Reason I ask, I think that width would require a wide load permit. I know of two companies in Athens that have trailers that are used to move these type buildings. The width and length is what is bewildering me. That's why I asked if you put it together.


----------



## Thebody (Jun 19, 2009)

It was already built.  I always assumed it was 16 across, but it may be 12 now that I think about it.  I need to measure it to be sure.


----------



## Harleybob (Jun 19, 2009)

These folks at Handi House in Jonesboro should be able to do it, I bought a 12 x 30 metal bldg from them last year, probaby same size as yours, he's got a trailer with rollers slide right off where you want it. Might cost a few bucks but well worth it for that size bldg. I'll pm their number, I forget the guys name right now.


----------



## SGADawg (Jun 20, 2009)

When I was teaching construction classes we built several sheds up to 16' by 24' that were moved by a local wrecker company using either a rollback truck or in the case of the largest ones a semi-trailer flatbed I believe was called a landoll or landhaul trailer.

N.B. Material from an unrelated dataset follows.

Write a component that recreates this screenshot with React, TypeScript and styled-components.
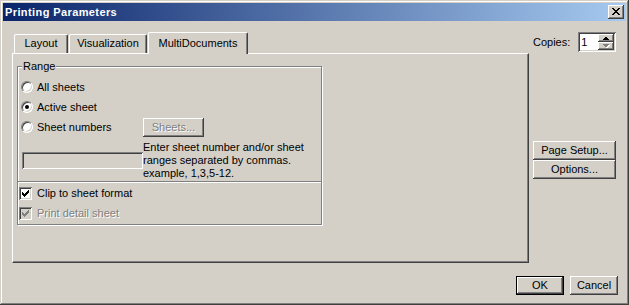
import React from "react";
import styled, { createGlobalStyle, css } from "styled-components";

const FACE = "#D4D0C8";
const LIGHT = "#FFFFFF";
const SHADOW = "#808080";
const DARK = "#404040";

const Global = createGlobalStyle`
  html, body { margin: 0; padding: 0; background: ${FACE}; }
  body {
    font-family: "Liberation Sans", Arial, sans-serif;
    font-size: 11px;
    color: #000;
  }
  * { box-sizing: border-box; }
`;

const raised = css`
  box-shadow: inset -1px -1px 0 ${DARK}, inset 1px 1px 0 ${LIGHT},
    inset -2px -2px 0 ${SHADOW}, inset 2px 2px 0 ${FACE};
`;

const sunken = css`
  box-shadow: inset 1px 1px 0 ${SHADOW}, inset -1px -1px 0 ${LIGHT},
    inset 2px 2px 0 ${DARK}, inset -2px -2px 0 ${FACE};
`;

const disabledText = css`
  color: ${SHADOW};
  text-shadow: 1px 1px 0 ${LIGHT};
`;

const Window = styled.div`
  width: 629px;
  height: 305px;
  padding: 3px;
  background: ${FACE};
  box-shadow: inset -1px -1px 0 ${DARK}, inset 1px 1px 0 ${FACE},
    inset -2px -2px 0 ${SHADOW}, inset 2px 2px 0 ${LIGHT};
  display: flex;
  flex-direction: column;
`;

const TitleBar = styled.div`
  height: 18px;
  flex: none;
  display: flex;
  align-items: center;
  padding: 0 2px 0 2px;
  background: linear-gradient(to right, #0a246a, #a6caf0);
`;

const Title = styled.div`
  flex: 1;
  color: #fff;
  font-weight: bold;
  font-size: 11px;
  letter-spacing: 0.4px;
  line-height: 13px;
`;

const CloseButton = styled.div`
  width: 16px;
  height: 14px;
  background: ${FACE};
  ${raised};
  display: flex;
  align-items: center;
  justify-content: center;
  padding-bottom: 1px;
`;

const Body = styled.div`
  flex: 1;
  display: flex;
  flex-direction: column;
  padding: 11px 8px 0 9px;
`;

const MainRow = styled.div`
  display: flex;
  align-items: flex-start;
`;

const TabArea = styled.div`
  width: 517px;
  display: flex;
  flex-direction: column;
`;

const TabStrip = styled.div`
  height: 21px;
  display: flex;
  align-items: flex-end;
  padding-left: 2px;
`;

const Tab = styled.div<{ $w: number; $active?: boolean; $ml?: number }>`
  width: ${(p) => p.$w}px;
  margin-left: ${(p) => p.$ml ?? 0}px;
  height: ${(p) => (p.$active ? 22 : 19)}px;
  margin-bottom: ${(p) => (p.$active ? -1 : 0)}px;
  position: relative;
  z-index: ${(p) => (p.$active ? 1 : 0)};
  background: ${FACE};
  border-top: 1px solid ${LIGHT};
  border-left: 1px solid ${LIGHT};
  border-right: 1px solid ${DARK};
  border-radius: 2px 2px 0 0;
  box-shadow: inset -1px 0 0 ${SHADOW};
  display: flex;
  justify-content: center;
  align-items: flex-start;
  padding-top: ${(p) => (p.$active ? 4 : 2)}px;
  line-height: 13px;
  white-space: nowrap;
`;

const Panel = styled.div`
  width: 517px;
  height: 210px;
  border-top: 1px solid ${LIGHT};
  border-left: 1px solid ${LIGHT};
  border-right: 1px solid ${DARK};
  border-bottom: 1px solid ${DARK};
  box-shadow: inset -1px -1px 0 ${SHADOW};
  padding: 12px 0 0 4px;
`;

const GroupBox = styled.div`
  width: 305px;
  height: 159px;
  border: 1px solid ${SHADOW};
  box-shadow: 1px 1px 0 ${LIGHT}, inset 1px 1px 0 ${LIGHT};
  display: flex;
  flex-direction: column;
`;

const GroupLabel = styled.div`
  align-self: flex-start;
  margin: -7px 0 0 4px;
  padding: 0 1px;
  line-height: 13px;
  background: ${FACE};
`;

const OptionGrid = styled.div`
  margin-top: 4px;
  padding-left: 3px;
  display: grid;
  grid-template-columns: 122px 1fr;
`;

const OptionRow = styled.label<{ $span?: boolean; $indent?: number }>`
  height: 20px;
  display: flex;
  align-items: center;
  gap: 4px;
  padding-left: ${(p) => p.$indent ?? 0}px;
  line-height: 13px;
  white-space: nowrap;
  ${(p) => p.$span && "grid-column: 1 / -1;"}
`;

const RadioCircle = styled.span`
  width: 12px;
  height: 12px;
  flex: none;
  border-radius: 50%;
  background: #fff;
  border: 1px solid;
  border-color: ${SHADOW} ${LIGHT} ${LIGHT} ${SHADOW};
  box-shadow: inset 1px 1px 0 ${DARK}, inset -1px -1px 0 ${FACE};
  display: flex;
  align-items: center;
  justify-content: center;
`;

const RadioDot = styled.span`
  width: 4px;
  height: 4px;
  border-radius: 50%;
  background: #000;
`;

const PushButton = styled.div<{ $w?: number; $default?: boolean; $disabled?: boolean }>`
  width: ${(p) => (p.$w ? `${p.$w}px` : "100%")};
  height: 19px;
  flex: none;
  background: ${FACE};
  ${raised};
  ${(p) => p.$default && "border: 1px solid #000;"}
  display: flex;
  align-items: center;
  justify-content: center;
  line-height: 13px;
  white-space: nowrap;
  ${(p) => p.$disabled && disabledText}
`;

const SheetsCell = styled.div`
  display: flex;
  align-items: center;
`;

const SheetField = styled.div`
  width: 121px;
  height: 17px;
  margin: 15px 0 0 1px;
  background: ${FACE};
  ${sunken};
`;

const HelpText = styled.div`
  margin-top: 4px;
  line-height: 13px;
  white-space: nowrap;
`;

const Separator = styled.div`
  margin-top: 1px;
  height: 2px;
  border-top: 1px solid ${SHADOW};
  border-bottom: 1px solid ${LIGHT};
`;

const CheckBox = styled.span<{ $disabled?: boolean }>`
  width: 13px;
  height: 13px;
  flex: none;
  background: ${(p) => (p.$disabled ? FACE : "#fff")};
  ${sunken};
  display: flex;
  align-items: center;
  justify-content: center;
`;

const CheckLabel = styled.span<{ $disabled?: boolean }>`
  margin-left: 1px;
  ${(p) => p.$disabled && disabledText}
`;

const SideColumn = styled.div`
  width: 83px;
  margin-left: 4px;
  display: flex;
  flex-direction: column;
`;

const CopiesRow = styled.div`
  height: 20px;
  display: flex;
  align-items: center;
  justify-content: flex-end;
  gap: 8px;
  white-space: nowrap;
`;

const SpinBox = styled.div`
  width: 44px;
  height: 20px;
  background: #fff;
  ${sunken};
  padding: 2px;
  display: flex;
`;

const SpinValue = styled.div`
  flex: 1;
  padding-left: 1px;
  line-height: 16px;
`;

const SpinButtons = styled.div`
  width: 16px;
  display: flex;
  flex-direction: column;
`;

const SpinButton = styled.div`
  flex: 1;
  background: ${FACE};
  ${raised};
  display: flex;
  align-items: center;
  justify-content: center;
`;

const SideButtons = styled.div`
  margin-top: 89px;
  display: flex;
  flex-direction: column;
`;

const Footer = styled.div`
  margin-top: 13px;
  display: flex;
  justify-content: flex-end;
  gap: 6px;
`;

const CloseGlyph = () => {
  const rows = [
    "xx....xx",
    ".xx..xx.",
    "..xxxx..",
    "...xx...",
    "..xxxx..",
    ".xx..xx.",
    "xx....xx",
  ];
  return (
    <svg width="8" height="7" viewBox="0 0 8 7" shapeRendering="crispEdges">
      {rows.flatMap((r, y) =>
        r.split("").map((c, x) =>
          c === "x" ? <rect key={`${x}-${y}`} x={x} y={y} width="1" height="1" fill="#000" /> : null
        )
      )}
    </svg>
  );
};

const CheckMark = ({ color }: { color: string }) => (
  <svg width="7" height="7" viewBox="0 0 7 7" shapeRendering="crispEdges">
    <polygon points="0,2 2,4 7,-1 7,2 2,7 0,5" fill={color} />
  </svg>
);

const Arrow = ({ up, disabled }: { up?: boolean; disabled?: boolean }) => {
  const pts = up ? "0,4 3.5,0.5 7,4" : "0,0 3.5,3.5 7,0";
  return (
    <svg width="8" height="5" viewBox="0 0 8 5" shapeRendering="crispEdges">
      {disabled && <polygon points={pts} fill="#fff" transform="translate(1,1)" />}
      <polygon points={pts} fill={disabled ? SHADOW : "#000"} />
    </svg>
  );
};

const Radio = ({ checked }: { checked?: boolean }) => (
  <RadioCircle>{checked && <RadioDot />}</RadioCircle>
);

export default function App() {
  return (
    <>
      <Global />
      <Window>
        <TitleBar>
          <Title>Printing Parameters</Title>
          <CloseButton>
            <CloseGlyph />
          </CloseButton>
        </TitleBar>
        <Body>
          <MainRow>
            <TabArea>
              <TabStrip>
                <Tab $w={54}>Layout</Tab>
                <Tab $w={78} $ml={1}>Visualization</Tab>
                <Tab $w={100} $ml={1} $active>
                  MultiDocuments
                </Tab>
              </TabStrip>
              <Panel>
                <GroupBox>
                  <GroupLabel>Range</GroupLabel>
                  <OptionGrid>
                    <OptionRow $span>
                      <Radio />
                      All sheets
                    </OptionRow>
                    <OptionRow $span>
                      <Radio checked />
                      Active sheet
                    </OptionRow>
                    <OptionRow>
                      <Radio />
                      Sheet numbers
                    </OptionRow>
                    <SheetsCell>
                      <PushButton $w={61} $disabled>
                        Sheets...
                      </PushButton>
                    </SheetsCell>
                    <div>
                      <SheetField />
                    </div>
                    <HelpText>
                      Enter sheet number and/or sheet
                      <br />
                      ranges separated by commas.
                      <br />
                      example, 1,3,5-12.
                    </HelpText>
                  </OptionGrid>
                  <Separator />
                  <OptionRow $indent={1}>
                    <CheckBox>
                      <CheckMark color="#000" />
                    </CheckBox>
                    <CheckLabel>Clip to sheet format</CheckLabel>
                  </OptionRow>
                  <OptionRow $indent={1}>
                    <CheckBox $disabled>
                      <CheckMark color={SHADOW} />
                    </CheckBox>
                    <CheckLabel $disabled>Print detail sheet</CheckLabel>
                  </OptionRow>
                </GroupBox>
              </Panel>
            </TabArea>
            <SideColumn>
              <CopiesRow>
                <span>Copies:</span>
                <SpinBox>
                  <SpinValue>1</SpinValue>
                  <SpinButtons>
                    <SpinButton>
                      <Arrow up />
                    </SpinButton>
                    <SpinButton>
                      <Arrow disabled />
                    </SpinButton>
                  </SpinButtons>
                </SpinBox>
              </CopiesRow>
              <SideButtons>
                <PushButton>Page Setup...</PushButton>
                <PushButton>Options...</PushButton>
              </SideButtons>
            </SideColumn>
          </MainRow>
          <Footer>
            <PushButton $w={48} $default>
              OK
            </PushButton>
            <PushButton $w={48}>Cancel</PushButton>
          </Footer>
        </Body>
      </Window>
    </>
  );
}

These sheds were built on skids with an attachment point so they could be winched onto the trailers.  This may make a difference in your case.


----------



## Fishin & Hunting (Jun 20, 2009)

You have that Cleveland Metes just down the road on 23 that  might be able to move it for you.


----------



## BIGABOW (Jun 20, 2009)

Harleybob said:


> These folks at Handi House in Jonesboro should be able to do it, I bought a 12 x 30 metal bldg from them last year, probaby same size as yours, he's got a trailer with rollers slide right off where you want it. Might cost a few bucks but well worth it for that size bldg. I'll pm their number, I forget the guys name right now.



They will do it for around $300+- bucks, call them


----------



## Twenty five ought six (Jun 20, 2009)

Handi House in Athens will move them for $100.oo I believe.

All they use is a roll back.

You might call around local wrecker services and see if they will give you a lead.


----------